↓

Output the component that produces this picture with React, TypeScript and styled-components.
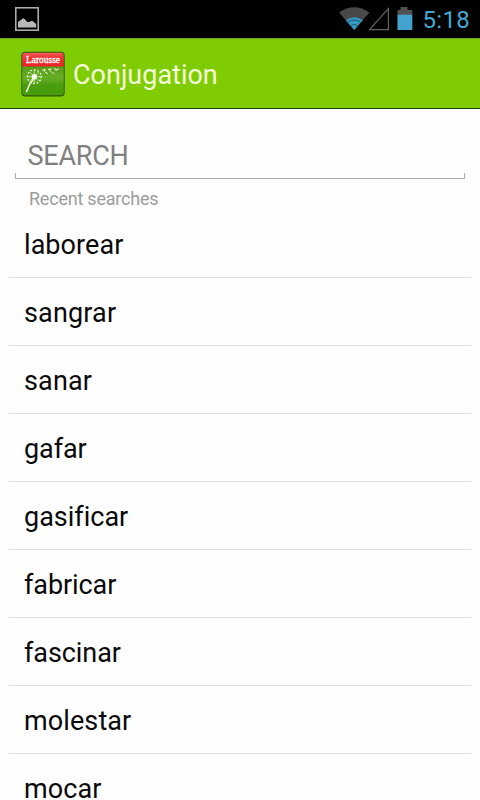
import React from "react";
import styled, { createGlobalStyle } from "styled-components";

const GlobalStyle = createGlobalStyle`
  * { box-sizing: border-box; }
  html, body { margin: 0; padding: 0; background: #fefefe; overflow: hidden; }
  body { font-family: Roboto, "Liberation Sans", sans-serif; }
`;

const Screen = styled.div`
  width: 480px;
  height: 800px;
  overflow: hidden;
  display: flex;
  flex-direction: column;
  background: #fefefe;
`;

const StatusBar = styled.header`
  flex: none;
  height: 38px;
  padding: 0 10px 0 15px;
  display: flex;
  align-items: flex-start;
  justify-content: space-between;
  background: #000;
`;

const PictureIcon = styled.svg`
  width: 24px;
  height: 24px;
  margin-top: 7px;
`;

const StatusIcons = styled.div`
  display: flex;
  align-items: flex-start;
`;

const Indicators = styled.svg`
  width: 78px;
  height: 38px;
  margin-right: 6px;
`;

const Clock = styled.time`
  font-size: 24px;
  line-height: 40px;
  letter-spacing: 0.3px;
  color: #42a8d2;
`;

const ActionBar = styled.div`
  flex: none;
  height: 71px;
  padding: 0 21px;
  display: flex;
  align-items: center;
  gap: 8px;
  background: #7fcc02;
  border-top: 1px solid #6da42a;
  border-bottom: 1px solid #1c3d00;
`;

const AppIcon = styled.svg`
  width: 44px;
  height: 46px;
`;

const Title = styled.h1`
  margin: 0;
  padding-top: 2px;
  font-size: 27px;
  font-weight: 400;
  line-height: 36px;
  letter-spacing: 0;
  color: #f3ffd9;
`;

const SearchField = styled.div`
  flex: none;
  height: 70px;
  padding: 29px 12.5px 0;
  margin: 0 15px;
  font-size: 27px;
  line-height: 36px;
  letter-spacing: -0.25px;
  color: #808080;
  background:
    linear-gradient(#aaa, #aaa) left bottom / 1px 6px no-repeat,
    linear-gradient(#aaa, #aaa) right bottom / 1px 6px no-repeat,
    linear-gradient(#aaa, #aaa) left bottom / 100% 1px no-repeat;
`;

const Caption = styled.div`
  flex: none;
  height: 31px;
  padding: 8px 29px 0;
  font-size: 18px;
  line-height: 24px;
  letter-spacing: -0.22px;
  color: #9c9c9c;
`;

const WordList = styled.ul`
  flex: none;
  margin: 0 9px;
  padding: 0;
  list-style: none;
`;

const WordRow = styled.li<{ $spacing: number }>`
  height: 68px;
  padding: 17px 15px 0;
  border-bottom: 1px solid #dfdfdf;
  font-size: 27px;
  line-height: 36px;
  letter-spacing: ${(p) => p.$spacing}px;
  font-variant-ligatures: none;
  color: #0a0a0a;
`;

const words = [
  { text: "laborear", spacing: 0.06 },
  { text: "sangrar", spacing: 0.15 },
  { text: "sanar", spacing: 0.15 },
  { text: "gafar", spacing: -0.1 },
  { text: "gasificar", spacing: 0 },
  { text: "fabricar", spacing: -0.08 },
  { text: "fascinar", spacing: -0.08 },
  { text: "molestar", spacing: 0.1 },
  { text: "mocar", spacing: 0.1 },
];

function LarousseIcon() {
  return (
    <AppIcon viewBox="0 0 44 46">
      <defs>
        <linearGradient id="leaf" x1="0" y1="0" x2="0" y2="1">
          <stop offset="0" stopColor="#559a18" />
          <stop offset="0.4" stopColor="#66ae24" />
          <stop offset="0.65" stopColor="#499d0d" />
          <stop offset="1" stopColor="#479c0a" />
        </linearGradient>
        <linearGradient id="banner" x1="0" y1="0" x2="0" y2="1">
          <stop offset="0" stopColor="#f86b69" />
          <stop offset="0.3" stopColor="#ef3b3b" />
          <stop offset="1" stopColor="#e92328" />
        </linearGradient>
        <clipPath id="tile">
          <rect x="1.2" y="1.7" width="41.6" height="42.6" rx="3" />
        </clipPath>
      </defs>
      <rect x="0.3" y="0.8" width="43.4" height="44.7" rx="3.8" fill="#315508" />
      <g clipPath="url(#tile)">
        <rect x="1" y="15" width="42" height="30" fill="url(#leaf)" />
        <rect x="1" y="1" width="42" height="14.5" fill="url(#banner)" />
      </g>
      <text x="22" y="11.8" textAnchor="middle" textLength="34" fontFamily="Liberation Serif, serif" fontWeight="400" fontSize="9.3" fill="#fff" stroke="#fff" strokeWidth="0.3">
        Larousse
      </text>
      <g fill="none" stroke="#f6ffe8" strokeLinecap="round">
        <path d="M5.6 40.5Q8 33 13.2 27" strokeWidth="1.6" />
        <circle cx="13.3" cy="25.7" r="6.9" strokeWidth="1.4" strokeDasharray="0.6 3" />
        <path
          d="M13.3 19.5v4M13.3 28v4M7 25.7h4M15.6 25.7h4M8.9 21.3l2.8 2.8M14.9 27.3l2.8 2.8M8.9 30.1l2.8-2.8M14.9 24.1l2.8-2.8"
          strokeWidth="0.6"
        />
        <path
          d="M21.5 19l3-.2M23 18.7l.6 1.8M24.5 21.5l2 1M27.5 18.5l3-.7M28.5 18.3l1 2.4M31 21.5l2 1M33.5 17l1.8 2.2M34 19l3.6-1"
          strokeWidth="0.9"
        />
      </g>
      <circle cx="13.3" cy="25.7" r="2.7" fill="#fafff0" />
    </AppIcon>
  );
}

export default function App() {
  return (
    <>
      <GlobalStyle />
      <Screen>
        <StatusBar>
          <PictureIcon viewBox="0 0 24 24">
            <rect x="0.8" y="0.8" width="22.4" height="22.4" fill="none" stroke="#b4b4b4" strokeWidth="1.5" />
            <path d="M3 20.5V15l3.5-2.6L8 11.3l1.6.6L12.2 15h2.3l1.5-.9h1.6l3.6 2.8v3.6z" fill="#b8b8b8" />
          </PictureIcon>
          <StatusIcons>
            <Indicators viewBox="0 0 78 38">
              <path d="M0 12.6Q15 1.8 30.5 12.6L15.2 30z" fill="#484848" />
              <path d="M6.8 20.2Q15.2 14.5 23.7 20.2L15.2 30z" fill="#3599c4" />
              <path d="M8.8 22.2Q15.2 17.8 21.6 22.2M11.6 25.6q3.6-2.6 7.2 0" fill="none" stroke="#1b556e" strokeWidth="1" />
              <path d="M30.5 29.7H49.4V8.5z" fill="none" stroke="#636363" strokeWidth="1.2" />
              <path d="M58.5 10h3V7h7v3h4.8v5H58.5z" fill="#505050" />
              <rect x="58.5" y="14.7" width="14.8" height="15.3" fill="#42a3ce" />
            </Indicators>
            <Clock>5:18</Clock>
          </StatusIcons>
        </StatusBar>
        <ActionBar>
          <LarousseIcon />
          <Title>Conjugation</Title>
        </ActionBar>
        <SearchField>SEARCH</SearchField>
        <Caption>Recent searches</Caption>
        <WordList>
          {words.map((w) => (
            <WordRow key={w.text} $spacing={w.spacing}>
              {w.text}
            </WordRow>
          ))}
        </WordList>
      </Screen>
    </>
  );
}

↑

> [Stated goal]: Skipping the pictures, transcribe each line above exactly as it appears.

> [The output]:
Output the component that produces this picture with React, TypeScript and styled-components.
import React from "react";
import styled, { createGlobalStyle } from "styled-components";

const GlobalStyle = createGlobalStyle`
  * { box-sizing: border-box; }
  html, body { margin: 0; padding: 0; background: #fefefe; overflow: hidden; }
  body { font-family: Roboto, "Liberation Sans", sans-serif; }
`;

const Screen = styled.div`
  width: 480px;
  height: 800px;
  overflow: hidden;
  display: flex;
  flex-direction: column;
  background: #fefefe;
`;

const StatusBar = styled.header`
  flex: none;
  height: 38px;
  padding: 0 10px 0 15px;
  display: flex;
  align-items: flex-start;
  justify-content: space-between;
  background: #000;
`;

const PictureIcon = styled.svg`
  width: 24px;
  height: 24px;
  margin-top: 7px;
`;

const StatusIcons = styled.div`
  display: flex;
  align-items: flex-start;
`;

const Indicators = styled.svg`
  width: 78px;
  height: 38px;
  margin-right: 6px;
`;

const Clock = styled.time`
  font-size: 24px;
  line-height: 40px;
  letter-spacing: 0.3px;
  color: #42a8d2;
`;

const ActionBar = styled.div`
  flex: none;
  height: 71px;
  padding: 0 21px;
  display: flex;
  align-items: center;
  gap: 8px;
  background: #7fcc02;
  border-top: 1px solid #6da42a;
  border-bottom: 1px solid #1c3d00;
`;

const AppIcon = styled.svg`
  width: 44px;
  height: 46px;
`;

const Title = styled.h1`
  margin: 0;
  padding-top: 2px;
  font-size: 27px;
  font-weight: 400;
  line-height: 36px;
  letter-spacing: 0;
  color: #f3ffd9;
`;

const SearchField = styled.div`
  flex: none;
  height: 70px;
  padding: 29px 12.5px 0;
  margin: 0 15px;
  font-size: 27px;
  line-height: 36px;
  letter-spacing: -0.25px;
  color: #808080;
  background:
    linear-gradient(#aaa, #aaa) left bottom / 1px 6px no-repeat,
    linear-gradient(#aaa, #aaa) right bottom / 1px 6px no-repeat,
    linear-gradient(#aaa, #aaa) left bottom / 100% 1px no-repeat;
`;

const Caption = styled.div`
  flex: none;
  height: 31px;
  padding: 8px 29px 0;
  font-size: 18px;
  line-height: 24px;
  letter-spacing: -0.22px;
  color: #9c9c9c;
`;

const WordList = styled.ul`
  flex: none;
  margin: 0 9px;
  padding: 0;
  list-style: none;
`;

const WordRow = styled.li<{ $spacing: number }>`
  height: 68px;
  padding: 17px 15px 0;
  border-bottom: 1px solid #dfdfdf;
  font-size: 27px;
  line-height: 36px;
  letter-spacing: ${(p) => p.$spacing}px;
  font-variant-ligatures: none;
  color: #0a0a0a;
`;

const words = [
  { text: "laborear", spacing: 0.06 },
  { text: "sangrar", spacing: 0.15 },
  { text: "sanar", spacing: 0.15 },
  { text: "gafar", spacing: -0.1 },
  { text: "gasificar", spacing: 0 },
  { text: "fabricar", spacing: -0.08 },
  { text: "fascinar", spacing: -0.08 },
  { text: "molestar", spacing: 0.1 },
  { text: "mocar", spacing: 0.1 },
];

function LarousseIcon() {
  return (
    <AppIcon viewBox="0 0 44 46">
      <defs>
        <linearGradient id="leaf" x1="0" y1="0" x2="0" y2="1">
          <stop offset="0" stopColor="#559a18" />
          <stop offset="0.4" stopColor="#66ae24" />
          <stop offset="0.65" stopColor="#499d0d" />
          <stop offset="1" stopColor="#479c0a" />
        </linearGradient>
        <linearGradient id="banner" x1="0" y1="0" x2="0" y2="1">
          <stop offset="0" stopColor="#f86b69" />
          <stop offset="0.3" stopColor="#ef3b3b" />
          <stop offset="1" stopColor="#e92328" />
        </linearGradient>
        <clipPath id="tile">
          <rect x="1.2" y="1.7" width="41.6" height="42.6" rx="3" />
        </clipPath>
      </defs>
      <rect x="0.3" y="0.8" width="43.4" height="44.7" rx="3.8" fill="#315508" />
      <g clipPath="url(#tile)">
        <rect x="1" y="15" width="42" height="30" fill="url(#leaf)" />
        <rect x="1" y="1" width="42" height="14.5" fill="url(#banner)" />
      </g>
      <text x="22" y="11.8" textAnchor="middle" textLength="34" fontFamily="Liberation Serif, serif" fontWeight="400" fontSize="9.3" fill="#fff" stroke="#fff" strokeWidth="0.3">
        Larousse
      </text>
      <g fill="none" stroke="#f6ffe8" strokeLinecap="round">
        <path d="M5.6 40.5Q8 33 13.2 27" strokeWidth="1.6" />
        <circle cx="13.3" cy="25.7" r="6.9" strokeWidth="1.4" strokeDasharray="0.6 3" />
        <path
          d="M13.3 19.5v4M13.3 28v4M7 25.7h4M15.6 25.7h4M8.9 21.3l2.8 2.8M14.9 27.3l2.8 2.8M8.9 30.1l2.8-2.8M14.9 24.1l2.8-2.8"
          strokeWidth="0.6"
        />
        <path
          d="M21.5 19l3-.2M23 18.7l.6 1.8M24.5 21.5l2 1M27.5 18.5l3-.7M28.5 18.3l1 2.4M31 21.5l2 1M33.5 17l1.8 2.2M34 19l3.6-1"
          strokeWidth="0.9"
        />
      </g>
      <circle cx="13.3" cy="25.7" r="2.7" fill="#fafff0" />
    </AppIcon>
  );
}

export default function App() {
  return (
    <>
      <GlobalStyle />
      <Screen>
        <StatusBar>
          <PictureIcon viewBox="0 0 24 24">
            <rect x="0.8" y="0.8" width="22.4" height="22.4" fill="none" stroke="#b4b4b4" strokeWidth="1.5" />
            <path d="M3 20.5V15l3.5-2.6L8 11.3l1.6.6L12.2 15h2.3l1.5-.9h1.6l3.6 2.8v3.6z" fill="#b8b8b8" />
          </PictureIcon>
          <StatusIcons>
            <Indicators viewBox="0 0 78 38">
              <path d="M0 12.6Q15 1.8 30.5 12.6L15.2 30z" fill="#484848" />
              <path d="M6.8 20.2Q15.2 14.5 23.7 20.2L15.2 30z" fill="#3599c4" />
              <path d="M8.8 22.2Q15.2 17.8 21.6 22.2M11.6 25.6q3.6-2.6 7.2 0" fill="none" stroke="#1b556e" strokeWidth="1" />
              <path d="M30.5 29.7H49.4V8.5z" fill="none" stroke="#636363" strokeWidth="1.2" />
              <path d="M58.5 10h3V7h7v3h4.8v5H58.5z" fill="#505050" />
              <rect x="58.5" y="14.7" width="14.8" height="15.3" fill="#42a3ce" />
            </Indicators>
            <Clock>5:18</Clock>
          </StatusIcons>
        </StatusBar>
        <ActionBar>
          <LarousseIcon />
          <Title>Conjugation</Title>
        </ActionBar>
        <SearchField>SEARCH</SearchField>
        <Caption>Recent searches</Caption>
        <WordList>
          {words.map((w) => (
            <WordRow key={w.text} $spacing={w.spacing}>
              {w.text}
            </WordRow>
          ))}
        </WordList>
      </Screen>
    </>
  );
}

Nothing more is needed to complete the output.